I have looked into shorting long leveraged ETF’s in the past for the exact same reasons but did not find it attractive:

  • Short availability tends to be very low and borrowing rates sky-high when in a bear market, especially for leveraged ETF’s. (rationale: short demand far exceeds long supply when sh*t hits the fan)
  • Borrowing rates for leveraged ETF’s tend to be higher then for non-leveraged ETF’s. (rationale: free lunch for decay is arbitraged away)

Due to the reasons above I have not yet found any opportunity to generate alpha from these products. The only reasonable market hedge I have found is bonds, particularly long-term bonds with high, e.g. AAA, ratings nominated in a major currency (e.g. dollar, euro, yen).

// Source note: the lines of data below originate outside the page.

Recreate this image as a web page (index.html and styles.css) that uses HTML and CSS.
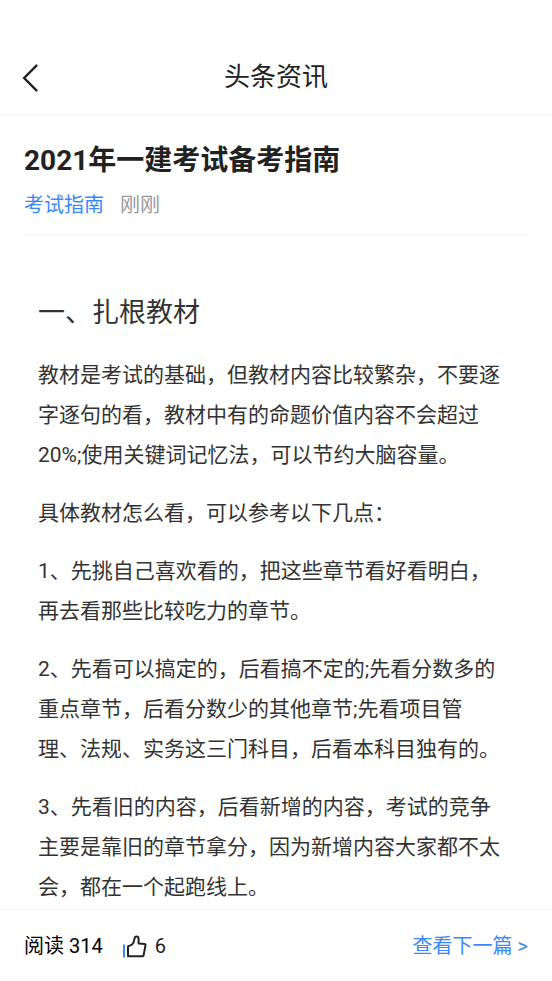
FILE: index.html
```html
<!DOCTYPE html>
<html lang="zh-CN">
<head>
    <meta charset="UTF-8">
    <meta name="viewport" content="width=device-width, initial-scale=1.0">
    <title>头条资讯</title>
    <link rel="stylesheet" href="styles.css">
</head>
<body>
    <header class="navbar">
        <button type="button" class="back-btn" aria-label="返回">
            <svg width="16" height="28" viewBox="0 0 16 28" fill="none" stroke="#222" stroke-width="2.4">
                <path d="M14.4 1.6 2.2 14l12.2 12.4" stroke-linecap="round"/>
            </svg>
        </button>
        <h1 class="navbar-title">头条资讯</h1>
    </header>

    <main>
        <div class="article-head">
            <h2 class="article-title">2021年一建考试备考指南</h2>
            <div class="article-meta">
                <a href="#" class="category">考试指南</a>
                <span class="time">刚刚</span>
            </div>
        </div>

        <article class="article-body">
            <h3>一、扎根教材</h3>
            <p>教材是考试的基础，但教材内容比较繁杂，不要逐字逐句的看，教材中有的命题价值内容不会超过20%;使用关键词记忆法，可以节约大脑容量。</p>
            <p>具体教材怎么看，可以参考以下几点：</p>
            <p>1、先挑自己喜欢看的，把这些章节看好看明白，再去看那些比较吃力的章节。</p>
            <p>2、先看可以搞定的，后看搞不定的;先看分数多的重点章节，后看分数少的其他章节;先看项目管理、法规、实务这三门科目，后看本科目独有的。</p>
            <p>3、先看旧的内容，后看新增的内容，考试的竞争主要是靠旧的章节拿分，因为新增内容大家都不太会，都在一个起跑线上。</p>
        </article>
    </main>

    <footer class="toolbar">
        <span class="reads">阅读 314</span>
        <button type="button" class="like-btn" aria-label="点赞 6">
            <svg width="24" height="24" viewBox="0 0 24 24" fill="none" stroke-width="2">
                <path d="M1 9.5v13" stroke="#3a88fa"/>
                <path d="M5 21.2V11.4L9 9.6C10.6 8.2 11.2 6.4 11.6 3.4 11.9.9 15.4.9 15.6 3.6V8.4l6.2.6c.5.1.8.4.7 1l-1.9 10.4c-.1.5-.4.8-.9.8z" stroke="#222" stroke-linejoin="round"/>
            </svg>
            <span>6</span>
        </button>
        <a href="#" class="next-link">查看下一篇 &gt;</a>
    </footer>
</body>
</html>
```

FILE: styles.css
```css
* {
    box-sizing: border-box;
}

body {
    font-family: Roboto, "Noto Sans CJK SC", sans-serif;
    background: #fff;
    color: #222;
    margin: 0;
    min-height: 100vh;
    display: flex;
    flex-direction: column;
}

h1, h2, h3, p {
    margin: 0;
}

a {
    text-decoration: none;
}

button {
    background: none;
    border: none;
    padding: 0;
    font: inherit;
    color: inherit;
    cursor: pointer;
}

svg {
    display: block;
}

/* top bar, with room for the phone's status bar */
.navbar {
    display: grid;
    grid-template-columns: 1fr auto 1fr;
    align-items: center;
    padding: 40px 22px 0;
    border-bottom: 1px solid #f3f3f3;
}

.back-btn {
    justify-self: start;
}

.navbar-title {
    font-size: 26px;
    font-weight: 400;
    line-height: 75px;
}

main {
    flex: 1;
}

.article-head {
    margin: 0 24px;
    padding: 25px 0 15px;
    border-bottom: 1px solid #f3f3f3;
}

.article-title {
    font-size: 28px;
    font-weight: 700;
    line-height: 40px;
}

.article-meta {
    display: flex;
    gap: 16px;
    font-size: 20px;
    line-height: 30px;
    margin-top: 9px;
}

.category {
    color: #3a88fa;
}

.time {
    color: #999;
}

.article-body {
    padding: 57px 50px 2px 38px;
    color: #333;
}

.article-body h3 {
    font-size: 27px;
    font-weight: 400;
    line-height: 40px;
    margin-bottom: 22px;
}

.article-body p {
    font-size: 21px;
    line-height: 40px;
}

.article-body p + p {
    margin-top: 18px;
}

.toolbar {
    display: flex;
    align-items: center;
    font-size: 20px;
    line-height: 73px;
    padding: 0 24px;
    border-top: 1px solid #f5f5f5;
}

.reads {
    color: #000;
}

.like-btn {
    display: flex;
    align-items: center;
    gap: 8px;
    margin-left: 20px;
}

.next-link {
    margin-left: auto;
    color: #3a88fa;
}
```
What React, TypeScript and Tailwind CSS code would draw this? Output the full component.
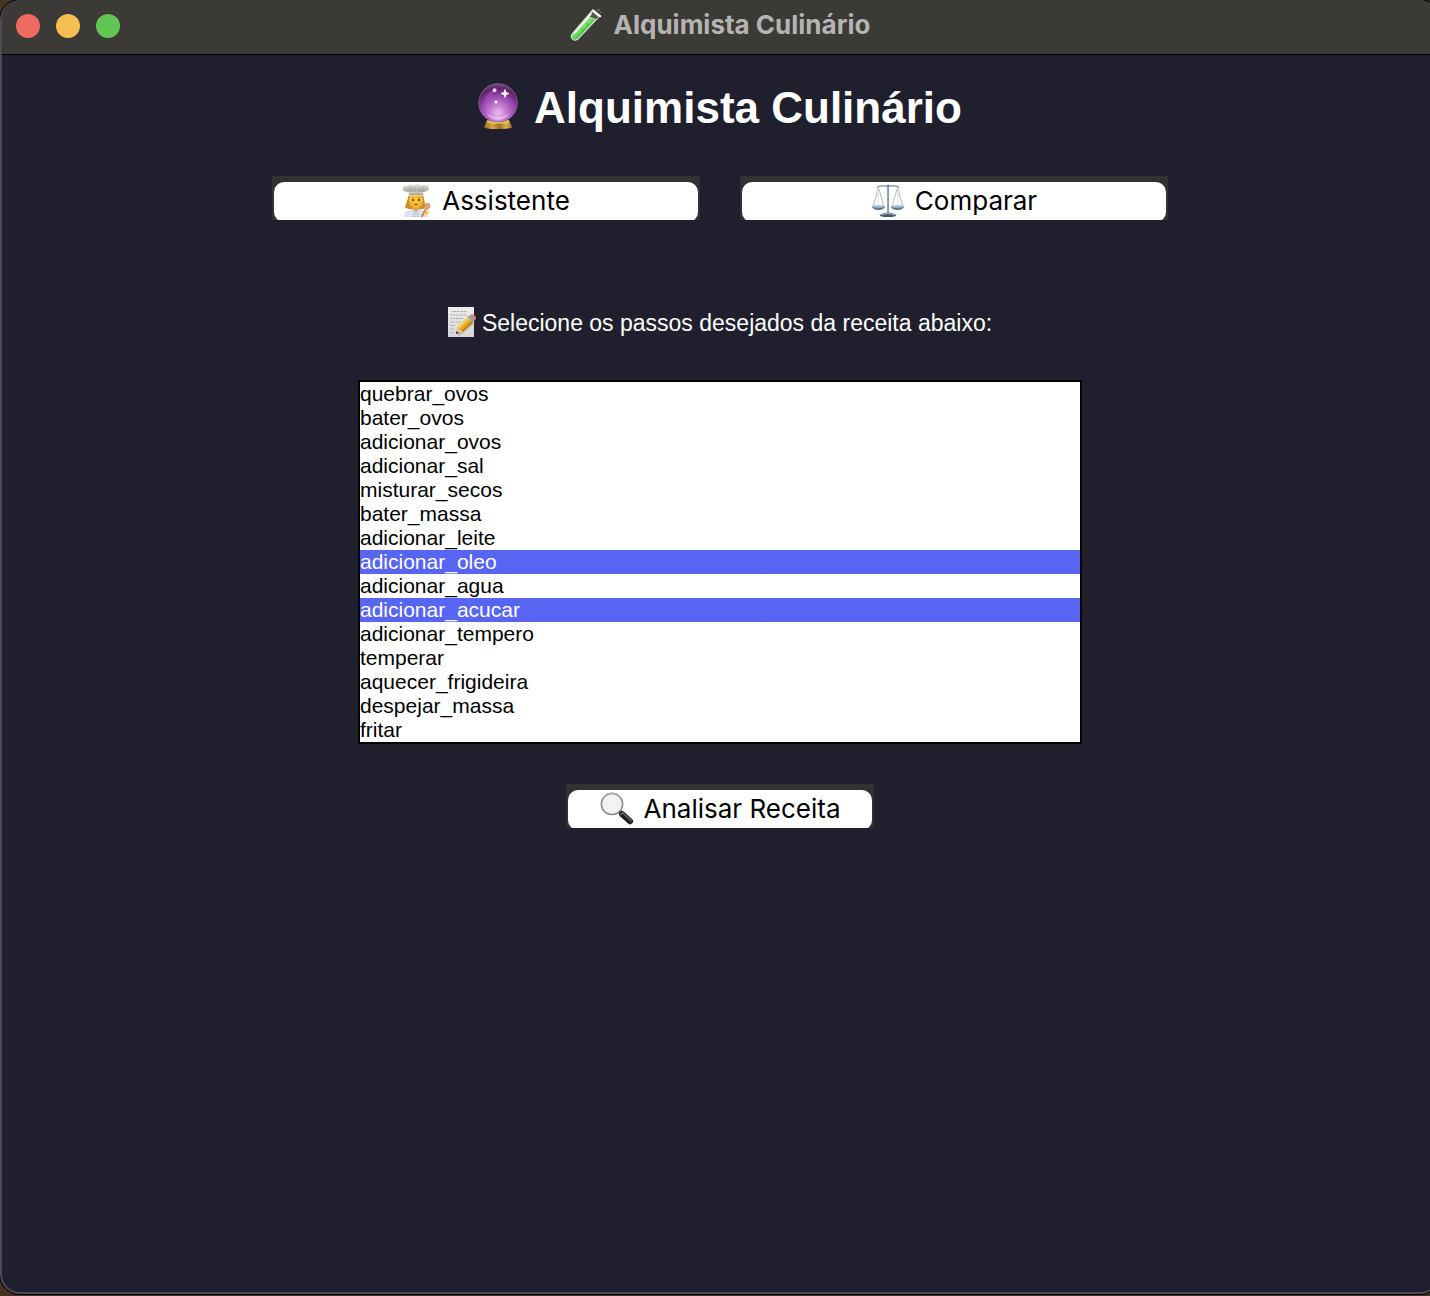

Anyway, if you or other members have found a real good use for these products I am all ears… :wink:

Hedgehog,

Thanks for the warning. I am shorting it now while the market is complacent. If the market goes haywire I can switch to a 1x ETF if necessary. IBs short availability tool is listing 200,000 shares available at ~4.3% borrow cost for the 3x levered which is equivalent to ~1.4% unlevered. The expense ratio is 0.95% which means a net fee of about 0.5%. A forced buy in should not cause a price spike because of the vast underlying liquidity. I am monitoring it daily.

For comparison SPY has a 10,000,000 shares available to borrow at a cost of ~0.14% with an annual expense of 0.09% = 0.05% net but it does not decay.

Re ‘shorting the decay’. Whilst there is a (well trailed) decay in sideways and falling markets, I might be being stupid or obvious but I believe there are less well known compounding benefits in upward trending markets.

[url=http://stockcharts.com/c-sc/sc?s=UPRO&p=D&yr=3&mn=0&dy=0&i=p34545586797&r=1424776335477]http://stockcharts.com/c-sc/sc?s=UPRO&p=D&yr=3&mn=0&dy=0&i=p34545586797&r=1424776335477[/url]

You will note spy has risen c.60% and UPRO c.268% in 3 years. I think that is due to a compounding effect each day.